Requirements —
Write out the entries below exactly, starting at the first line and stopping after the line that contains "1L19 19M19 1L1"; skip all pictures.

Records with interface code
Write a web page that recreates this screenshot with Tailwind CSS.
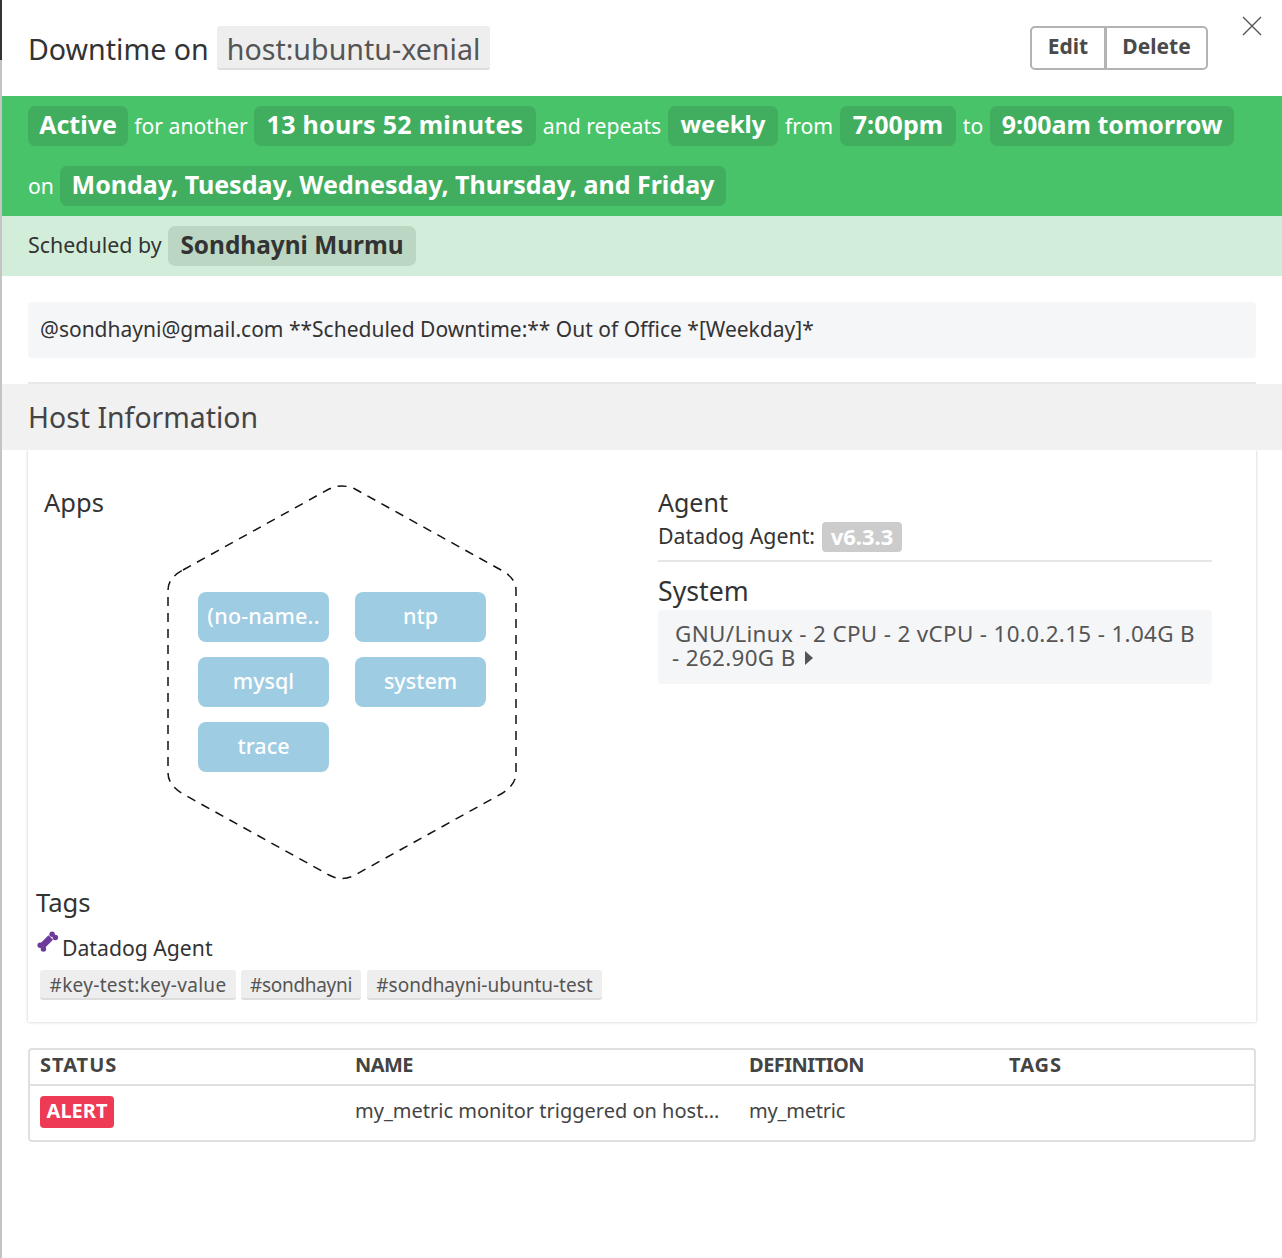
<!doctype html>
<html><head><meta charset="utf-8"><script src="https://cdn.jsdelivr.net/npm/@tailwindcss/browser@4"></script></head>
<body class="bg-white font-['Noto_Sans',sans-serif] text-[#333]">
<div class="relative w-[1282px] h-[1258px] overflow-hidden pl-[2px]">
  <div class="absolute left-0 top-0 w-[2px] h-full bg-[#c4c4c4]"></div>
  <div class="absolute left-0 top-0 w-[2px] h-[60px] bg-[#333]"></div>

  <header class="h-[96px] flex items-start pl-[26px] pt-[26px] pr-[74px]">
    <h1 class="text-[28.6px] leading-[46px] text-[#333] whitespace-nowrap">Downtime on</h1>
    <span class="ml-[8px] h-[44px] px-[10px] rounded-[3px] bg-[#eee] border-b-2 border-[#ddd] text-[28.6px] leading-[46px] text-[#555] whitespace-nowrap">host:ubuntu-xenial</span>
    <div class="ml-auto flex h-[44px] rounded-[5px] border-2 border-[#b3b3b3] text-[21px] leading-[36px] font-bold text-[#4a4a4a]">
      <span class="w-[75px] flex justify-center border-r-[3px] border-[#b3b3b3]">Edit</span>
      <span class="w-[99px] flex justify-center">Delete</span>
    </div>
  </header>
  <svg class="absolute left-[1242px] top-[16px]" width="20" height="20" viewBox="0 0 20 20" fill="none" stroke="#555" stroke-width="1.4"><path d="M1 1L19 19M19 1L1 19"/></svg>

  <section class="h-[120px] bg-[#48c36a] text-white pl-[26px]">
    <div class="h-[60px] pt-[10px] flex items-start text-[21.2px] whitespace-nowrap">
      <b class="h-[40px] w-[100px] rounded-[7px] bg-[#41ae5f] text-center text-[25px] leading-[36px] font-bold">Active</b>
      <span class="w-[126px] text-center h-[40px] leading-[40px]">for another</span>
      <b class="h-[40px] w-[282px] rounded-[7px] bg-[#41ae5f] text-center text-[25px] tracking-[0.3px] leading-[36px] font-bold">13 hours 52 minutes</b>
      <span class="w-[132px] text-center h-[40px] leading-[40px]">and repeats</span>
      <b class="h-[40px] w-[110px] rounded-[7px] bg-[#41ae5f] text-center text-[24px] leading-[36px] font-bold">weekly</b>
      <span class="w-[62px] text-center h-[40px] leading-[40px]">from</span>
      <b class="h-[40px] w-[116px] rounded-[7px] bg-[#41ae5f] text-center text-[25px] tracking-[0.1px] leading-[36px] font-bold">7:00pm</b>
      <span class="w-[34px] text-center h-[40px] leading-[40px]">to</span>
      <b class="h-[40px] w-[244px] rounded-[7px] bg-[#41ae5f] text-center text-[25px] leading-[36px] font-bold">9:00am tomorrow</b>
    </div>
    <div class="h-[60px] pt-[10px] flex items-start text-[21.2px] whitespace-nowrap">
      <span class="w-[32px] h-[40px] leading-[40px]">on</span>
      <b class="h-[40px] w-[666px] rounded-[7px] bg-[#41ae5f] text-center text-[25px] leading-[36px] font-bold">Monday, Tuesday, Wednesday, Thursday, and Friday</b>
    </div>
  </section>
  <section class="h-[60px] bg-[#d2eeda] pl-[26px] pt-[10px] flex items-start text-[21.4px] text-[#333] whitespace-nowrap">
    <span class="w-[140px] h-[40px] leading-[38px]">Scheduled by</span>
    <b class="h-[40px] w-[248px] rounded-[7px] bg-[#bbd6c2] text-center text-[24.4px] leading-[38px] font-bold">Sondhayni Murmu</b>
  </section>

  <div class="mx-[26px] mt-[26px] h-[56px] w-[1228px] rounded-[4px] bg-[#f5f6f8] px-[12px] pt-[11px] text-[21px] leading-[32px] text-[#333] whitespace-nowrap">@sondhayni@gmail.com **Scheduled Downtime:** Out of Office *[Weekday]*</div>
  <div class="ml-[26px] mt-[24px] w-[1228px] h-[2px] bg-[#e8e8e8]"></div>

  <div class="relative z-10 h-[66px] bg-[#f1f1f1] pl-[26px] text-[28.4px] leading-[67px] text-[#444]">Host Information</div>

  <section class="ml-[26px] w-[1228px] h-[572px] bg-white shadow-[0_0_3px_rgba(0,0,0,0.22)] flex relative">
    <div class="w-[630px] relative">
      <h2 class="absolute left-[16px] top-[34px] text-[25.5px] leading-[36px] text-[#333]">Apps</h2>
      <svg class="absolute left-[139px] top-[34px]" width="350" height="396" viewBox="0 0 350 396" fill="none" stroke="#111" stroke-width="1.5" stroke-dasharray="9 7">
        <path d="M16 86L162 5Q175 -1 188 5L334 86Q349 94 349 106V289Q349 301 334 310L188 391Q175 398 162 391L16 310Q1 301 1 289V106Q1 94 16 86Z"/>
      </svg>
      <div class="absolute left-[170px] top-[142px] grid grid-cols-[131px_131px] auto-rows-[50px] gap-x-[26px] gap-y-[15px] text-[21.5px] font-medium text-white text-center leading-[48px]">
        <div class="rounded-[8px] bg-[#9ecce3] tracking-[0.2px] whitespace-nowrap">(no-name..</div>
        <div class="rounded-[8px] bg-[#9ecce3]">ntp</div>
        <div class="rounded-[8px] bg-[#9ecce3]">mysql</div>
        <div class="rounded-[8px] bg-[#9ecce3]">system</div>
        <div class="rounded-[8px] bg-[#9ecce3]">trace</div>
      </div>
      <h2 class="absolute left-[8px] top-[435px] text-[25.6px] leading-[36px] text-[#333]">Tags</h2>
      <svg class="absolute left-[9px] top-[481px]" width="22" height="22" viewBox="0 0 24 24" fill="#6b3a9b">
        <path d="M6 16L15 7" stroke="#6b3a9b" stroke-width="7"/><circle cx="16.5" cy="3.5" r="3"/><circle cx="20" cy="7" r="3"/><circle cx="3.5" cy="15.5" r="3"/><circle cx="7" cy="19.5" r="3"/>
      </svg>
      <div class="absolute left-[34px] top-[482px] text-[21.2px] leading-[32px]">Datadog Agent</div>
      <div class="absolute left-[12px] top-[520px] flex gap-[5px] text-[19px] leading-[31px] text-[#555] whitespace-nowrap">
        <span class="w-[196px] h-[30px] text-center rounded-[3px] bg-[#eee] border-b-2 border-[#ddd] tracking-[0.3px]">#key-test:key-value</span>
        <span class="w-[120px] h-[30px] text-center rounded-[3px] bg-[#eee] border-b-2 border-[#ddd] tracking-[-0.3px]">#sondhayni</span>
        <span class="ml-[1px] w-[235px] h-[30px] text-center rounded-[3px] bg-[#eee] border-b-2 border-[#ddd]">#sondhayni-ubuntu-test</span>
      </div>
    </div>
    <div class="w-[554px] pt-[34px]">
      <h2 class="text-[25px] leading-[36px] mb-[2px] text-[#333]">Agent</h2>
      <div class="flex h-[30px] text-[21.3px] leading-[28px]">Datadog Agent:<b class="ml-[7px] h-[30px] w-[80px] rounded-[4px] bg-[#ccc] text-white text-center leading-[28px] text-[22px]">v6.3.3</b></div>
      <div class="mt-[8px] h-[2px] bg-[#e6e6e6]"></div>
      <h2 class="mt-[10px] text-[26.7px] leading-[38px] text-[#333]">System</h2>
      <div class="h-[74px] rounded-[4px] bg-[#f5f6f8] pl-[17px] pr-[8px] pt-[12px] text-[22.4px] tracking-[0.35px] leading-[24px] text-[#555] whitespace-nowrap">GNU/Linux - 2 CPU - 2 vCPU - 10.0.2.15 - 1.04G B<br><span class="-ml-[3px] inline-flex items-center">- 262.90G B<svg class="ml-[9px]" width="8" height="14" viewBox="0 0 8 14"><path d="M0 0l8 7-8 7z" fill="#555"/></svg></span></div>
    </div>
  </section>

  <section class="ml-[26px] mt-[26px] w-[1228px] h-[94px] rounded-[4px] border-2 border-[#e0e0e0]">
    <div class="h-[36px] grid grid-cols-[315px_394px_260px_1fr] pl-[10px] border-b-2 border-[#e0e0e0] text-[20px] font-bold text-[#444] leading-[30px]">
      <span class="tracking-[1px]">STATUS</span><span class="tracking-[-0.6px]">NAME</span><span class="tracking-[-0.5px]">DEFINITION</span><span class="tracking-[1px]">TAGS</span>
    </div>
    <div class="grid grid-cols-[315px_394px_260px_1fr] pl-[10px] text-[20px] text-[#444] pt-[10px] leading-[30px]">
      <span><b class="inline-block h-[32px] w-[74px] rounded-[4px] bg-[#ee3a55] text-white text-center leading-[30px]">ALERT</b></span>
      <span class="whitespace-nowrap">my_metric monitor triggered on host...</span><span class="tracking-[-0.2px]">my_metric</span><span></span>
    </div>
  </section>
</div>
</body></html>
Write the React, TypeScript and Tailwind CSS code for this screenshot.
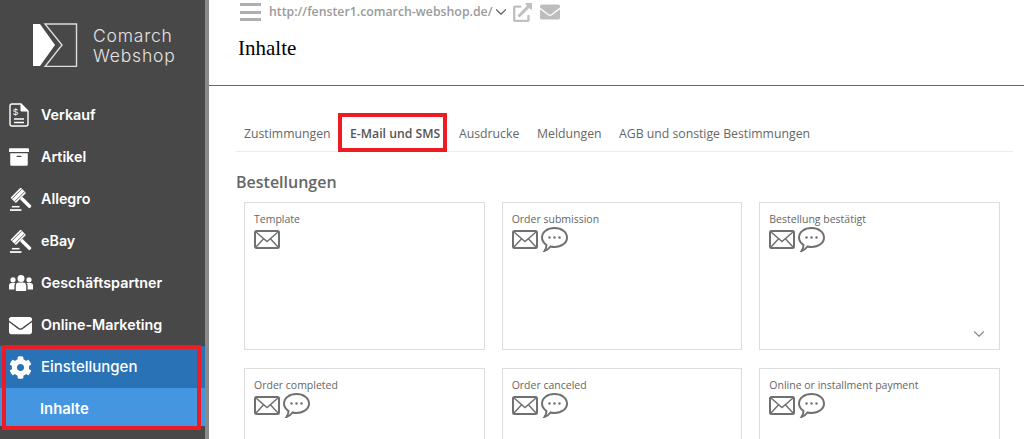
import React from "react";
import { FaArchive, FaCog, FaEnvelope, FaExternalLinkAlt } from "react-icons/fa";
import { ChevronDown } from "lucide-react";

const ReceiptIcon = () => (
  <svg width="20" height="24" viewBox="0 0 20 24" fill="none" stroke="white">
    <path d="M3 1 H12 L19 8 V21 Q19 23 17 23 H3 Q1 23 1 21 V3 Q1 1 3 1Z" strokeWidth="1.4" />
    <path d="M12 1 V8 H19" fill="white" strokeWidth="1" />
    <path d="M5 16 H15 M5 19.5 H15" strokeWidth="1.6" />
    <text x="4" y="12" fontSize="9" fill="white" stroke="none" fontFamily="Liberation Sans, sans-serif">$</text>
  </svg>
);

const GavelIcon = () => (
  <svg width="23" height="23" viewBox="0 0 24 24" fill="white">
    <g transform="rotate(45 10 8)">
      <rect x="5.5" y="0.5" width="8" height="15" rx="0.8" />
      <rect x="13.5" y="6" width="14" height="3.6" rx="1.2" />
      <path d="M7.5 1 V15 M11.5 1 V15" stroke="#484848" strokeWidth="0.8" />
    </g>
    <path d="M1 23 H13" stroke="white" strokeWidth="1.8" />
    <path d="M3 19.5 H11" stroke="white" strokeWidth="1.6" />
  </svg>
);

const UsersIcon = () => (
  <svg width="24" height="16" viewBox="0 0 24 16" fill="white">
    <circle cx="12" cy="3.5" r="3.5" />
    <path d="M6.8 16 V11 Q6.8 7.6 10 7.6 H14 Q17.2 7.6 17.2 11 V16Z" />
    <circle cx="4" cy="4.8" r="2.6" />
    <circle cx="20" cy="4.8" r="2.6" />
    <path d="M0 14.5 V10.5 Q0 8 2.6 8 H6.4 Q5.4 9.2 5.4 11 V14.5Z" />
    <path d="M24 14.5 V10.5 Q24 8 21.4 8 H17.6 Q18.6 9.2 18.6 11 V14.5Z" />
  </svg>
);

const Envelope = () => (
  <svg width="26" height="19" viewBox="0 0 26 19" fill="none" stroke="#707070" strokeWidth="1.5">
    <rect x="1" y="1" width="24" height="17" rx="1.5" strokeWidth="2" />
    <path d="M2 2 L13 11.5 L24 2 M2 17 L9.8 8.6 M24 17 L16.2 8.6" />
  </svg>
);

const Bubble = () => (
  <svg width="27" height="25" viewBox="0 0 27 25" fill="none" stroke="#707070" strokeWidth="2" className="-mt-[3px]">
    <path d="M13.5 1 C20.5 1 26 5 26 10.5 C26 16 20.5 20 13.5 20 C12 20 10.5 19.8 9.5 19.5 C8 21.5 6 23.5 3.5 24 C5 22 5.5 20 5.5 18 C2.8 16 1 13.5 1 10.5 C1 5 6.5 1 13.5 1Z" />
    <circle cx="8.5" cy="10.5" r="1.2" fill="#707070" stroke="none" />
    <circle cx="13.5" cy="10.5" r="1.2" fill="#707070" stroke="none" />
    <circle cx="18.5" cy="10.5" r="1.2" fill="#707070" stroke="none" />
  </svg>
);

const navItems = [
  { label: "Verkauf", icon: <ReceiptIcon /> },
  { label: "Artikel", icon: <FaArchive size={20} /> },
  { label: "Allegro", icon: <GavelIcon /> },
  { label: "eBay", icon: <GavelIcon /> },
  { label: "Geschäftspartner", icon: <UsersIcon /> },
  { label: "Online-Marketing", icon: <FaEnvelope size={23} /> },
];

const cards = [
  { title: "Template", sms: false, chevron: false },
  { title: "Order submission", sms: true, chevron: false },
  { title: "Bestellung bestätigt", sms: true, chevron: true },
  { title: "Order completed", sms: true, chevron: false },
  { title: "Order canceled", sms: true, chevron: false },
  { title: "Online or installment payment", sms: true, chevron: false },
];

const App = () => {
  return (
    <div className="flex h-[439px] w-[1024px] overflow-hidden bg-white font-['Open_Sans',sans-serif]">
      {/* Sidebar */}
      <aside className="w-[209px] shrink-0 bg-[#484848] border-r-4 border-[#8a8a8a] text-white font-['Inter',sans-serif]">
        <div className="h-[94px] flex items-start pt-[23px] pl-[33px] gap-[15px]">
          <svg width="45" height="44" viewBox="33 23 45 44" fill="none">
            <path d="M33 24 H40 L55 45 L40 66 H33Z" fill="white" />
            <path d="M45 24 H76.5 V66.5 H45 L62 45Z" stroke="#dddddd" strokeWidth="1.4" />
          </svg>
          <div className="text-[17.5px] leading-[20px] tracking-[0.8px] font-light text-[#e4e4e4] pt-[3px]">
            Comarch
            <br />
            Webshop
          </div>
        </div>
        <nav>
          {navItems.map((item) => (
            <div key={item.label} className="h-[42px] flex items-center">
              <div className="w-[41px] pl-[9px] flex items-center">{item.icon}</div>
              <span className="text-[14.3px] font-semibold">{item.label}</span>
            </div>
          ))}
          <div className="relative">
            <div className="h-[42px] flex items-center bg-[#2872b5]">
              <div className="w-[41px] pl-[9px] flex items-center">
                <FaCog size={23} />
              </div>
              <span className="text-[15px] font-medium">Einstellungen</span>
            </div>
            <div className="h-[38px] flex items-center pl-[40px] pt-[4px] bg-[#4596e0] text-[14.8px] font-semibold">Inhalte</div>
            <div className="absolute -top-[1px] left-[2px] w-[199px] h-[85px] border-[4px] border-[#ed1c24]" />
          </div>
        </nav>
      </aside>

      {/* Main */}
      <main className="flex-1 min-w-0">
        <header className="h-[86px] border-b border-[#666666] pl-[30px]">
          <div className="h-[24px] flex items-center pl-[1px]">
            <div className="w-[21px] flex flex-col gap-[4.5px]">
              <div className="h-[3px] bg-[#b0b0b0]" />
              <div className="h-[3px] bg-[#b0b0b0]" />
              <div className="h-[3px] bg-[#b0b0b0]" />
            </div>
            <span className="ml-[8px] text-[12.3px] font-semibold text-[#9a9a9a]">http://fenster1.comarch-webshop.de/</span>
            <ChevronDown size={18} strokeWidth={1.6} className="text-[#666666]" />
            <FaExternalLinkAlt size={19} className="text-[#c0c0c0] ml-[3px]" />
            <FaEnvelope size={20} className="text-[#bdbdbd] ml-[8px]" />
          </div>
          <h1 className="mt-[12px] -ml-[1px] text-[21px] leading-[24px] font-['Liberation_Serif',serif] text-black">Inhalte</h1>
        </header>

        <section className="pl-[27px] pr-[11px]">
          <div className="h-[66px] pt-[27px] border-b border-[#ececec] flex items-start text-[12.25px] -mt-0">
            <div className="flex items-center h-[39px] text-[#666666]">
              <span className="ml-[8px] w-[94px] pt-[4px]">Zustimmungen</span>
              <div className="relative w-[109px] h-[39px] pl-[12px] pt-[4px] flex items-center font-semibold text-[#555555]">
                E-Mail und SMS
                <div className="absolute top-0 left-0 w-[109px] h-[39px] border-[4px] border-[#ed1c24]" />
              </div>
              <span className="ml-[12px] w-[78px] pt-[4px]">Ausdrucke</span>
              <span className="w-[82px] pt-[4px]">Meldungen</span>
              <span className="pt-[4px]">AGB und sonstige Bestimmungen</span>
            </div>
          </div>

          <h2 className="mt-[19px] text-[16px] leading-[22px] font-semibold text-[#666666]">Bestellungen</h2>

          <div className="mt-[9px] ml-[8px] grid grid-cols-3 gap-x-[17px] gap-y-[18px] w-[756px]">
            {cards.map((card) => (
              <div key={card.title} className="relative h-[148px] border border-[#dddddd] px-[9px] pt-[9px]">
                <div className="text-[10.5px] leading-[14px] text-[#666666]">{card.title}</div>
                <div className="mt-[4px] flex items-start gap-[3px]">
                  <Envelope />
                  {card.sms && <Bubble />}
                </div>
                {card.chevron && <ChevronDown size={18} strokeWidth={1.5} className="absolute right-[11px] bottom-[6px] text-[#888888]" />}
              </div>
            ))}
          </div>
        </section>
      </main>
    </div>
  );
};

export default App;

Answer below —
Write a web page that recreates this screenshot with Tailwind CSS.
<!doctype html>
<html><head><meta charset="utf-8"><script src="https://cdn.jsdelivr.net/npm/@tailwindcss/browser@4"></script></head>
<body class="bg-white font-['Noto_Sans',sans-serif] text-[#333]">
<div class="relative w-[1282px] h-[1258px] overflow-hidden pl-[2px]">
  <div class="absolute left-0 top-0 w-[2px] h-full bg-[#c4c4c4]"></div>
  <div class="absolute left-0 top-0 w-[2px] h-[60px] bg-[#333]"></div>

  <header class="h-[96px] flex items-start pl-[26px] pt-[26px] pr-[74px]">
    <h1 class="text-[28.6px] leading-[46px] text-[#333] whitespace-nowrap">Downtime on</h1>
    <span class="ml-[8px] h-[44px] px-[10px] rounded-[3px] bg-[#eee] border-b-2 border-[#ddd] text-[28.6px] leading-[46px] text-[#555] whitespace-nowrap">host:ubuntu-xenial</span>
    <div class="ml-auto flex h-[44px] rounded-[5px] border-2 border-[#b3b3b3] text-[21px] leading-[36px] font-bold text-[#4a4a4a]">
      <span class="w-[75px] flex justify-center border-r-[3px] border-[#b3b3b3]">Edit</span>
      <span class="w-[99px] flex justify-center">Delete</span>
    </div>
  </header>
  <svg class="absolute left-[1242px] top-[16px]" width="20" height="20" viewBox="0 0 20 20" fill="none" stroke="#555" stroke-width="1.4"><path d="M1 1L19 19M19 1L1 19"/></svg>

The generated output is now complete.